The lesson of the ancients is therefore not that they discovered certain philosophical truths about human nature. It is that they understood, in a way we seem to have forgotten, that human agency is an engineering challenge. It requires the construction of systems: political, legal, educational, physical. These systems must be designed with attention to human limitations and capacities. They must be maintained and reformed as circumstances change. And they must be understood as ends in themselves, not merely as means to individual achievement. The Roman roads and aqueducts were not just infrastructure for economic growth; they were expressions of a civilization's commitment to the expansion of human possibility through systematic means.

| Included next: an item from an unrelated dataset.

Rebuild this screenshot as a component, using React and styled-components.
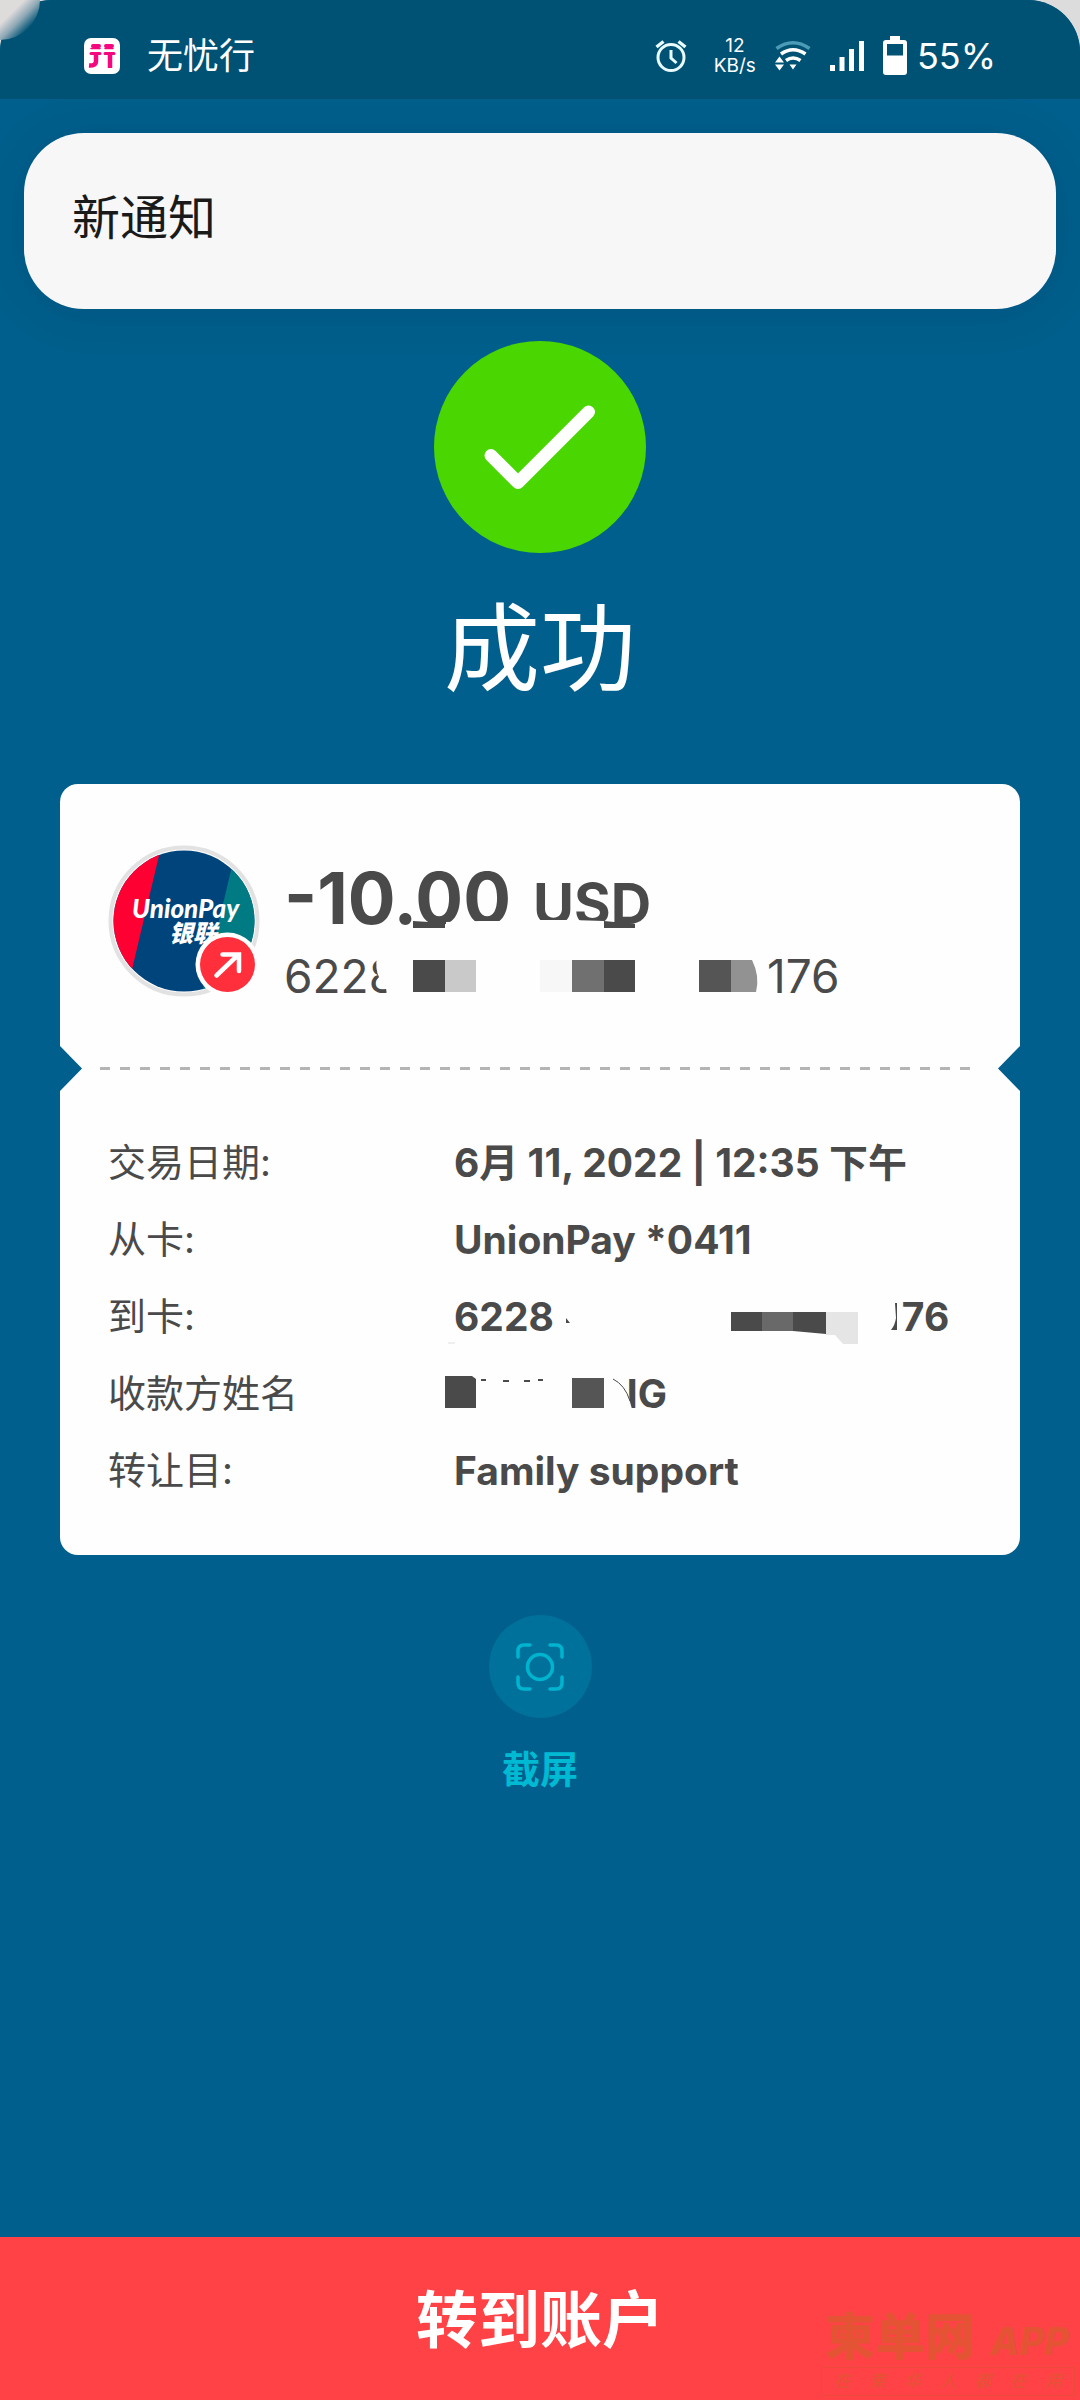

When we contemplate the construction of new systems for human agency in the age of artificial intelligence, blockchain protocols, and global digital networks, we would do well to remember what the ancients built and why. The Greeks and Romans did not merely theorize about human agency; they built it into the fabric of their civilization through institutions that shaped human behavior for centuries. We face a similar challenge today: the construction of systems that will shape human possibility for generations to come. The question is whether we will approach this challenge with the same seriousness and intentionality that the ancients brought to it, or whether we will leave it to chance, market forces, and the unreflective accumulation of technological capability.